44:0622(51)AR - - Treasury, IRS, Atlanta, GA and NTEU Chapter 26 - - 1992 FLRAdec AR - - v44 p622

[ v44 p622 ]
The decision of the Authority follows:

44 FLRA No. 51













March 26, 1992

Before Chairman McKee and Members Talkin and Armendariz.

I. Statement of the Case

This matter is before the Authority on exceptions to an award of Arbitrator James F. Scearce filed by the Union under section 7122(a) of the Federal Service Labor-Management Relations Statute (the Statute) and part 2425 of the Authority's Rules and Regulations. The Agency filed an opposition to the Union's exceptions.

An employee filed a grievance contesting his annual performance appraisal. The Arbitrator denied the grievance.
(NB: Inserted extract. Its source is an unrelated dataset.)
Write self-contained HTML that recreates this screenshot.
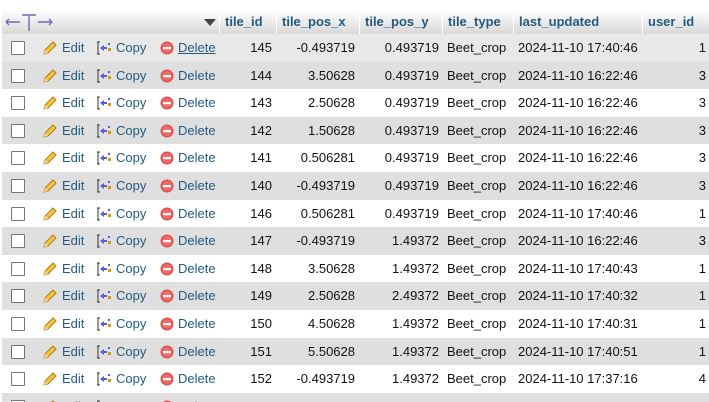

For the following reasons, we conclude that the Union has failed to establish that the Arbitrator's award is deficient. Therefore, we will deny the Union's exceptions.

II. Background and Arbitrator's Award

The grievant, an appeals officer, filed a grievance after he received an overall rating of minimally successful in his annual performance appraisal. The grievant's rating, which resulted from application of Article 12 of the parties' collective bargaining agreement, resulted from his failure in one "job aspect" of one critical job element.(1) When the grievance was not resolved, it was submitted to arbitration on the following stipulated issue:

Is the performance appraisal system found in Article 12, Section 5A and 5B of the National Agreement unlawful; if so, what is the appropriate remedy?

Award at 10.(2)

The Arbitrator found that appeals officers' performance is evaluated based on seven job elements and that each job element is comprised of job aspects. The Arbitrator also found that, under Article 12 of the parties' agreement, which the Arbitrator stated was "unilaterally imposed" by the Agency, a failure in one aspect of an element required a rating of minimally successful in that element. Id. at 10. Further, according to the Arbitrator, Article 12 required an overall rating of minimally successful when an employee received a minimally successful rating in one job element.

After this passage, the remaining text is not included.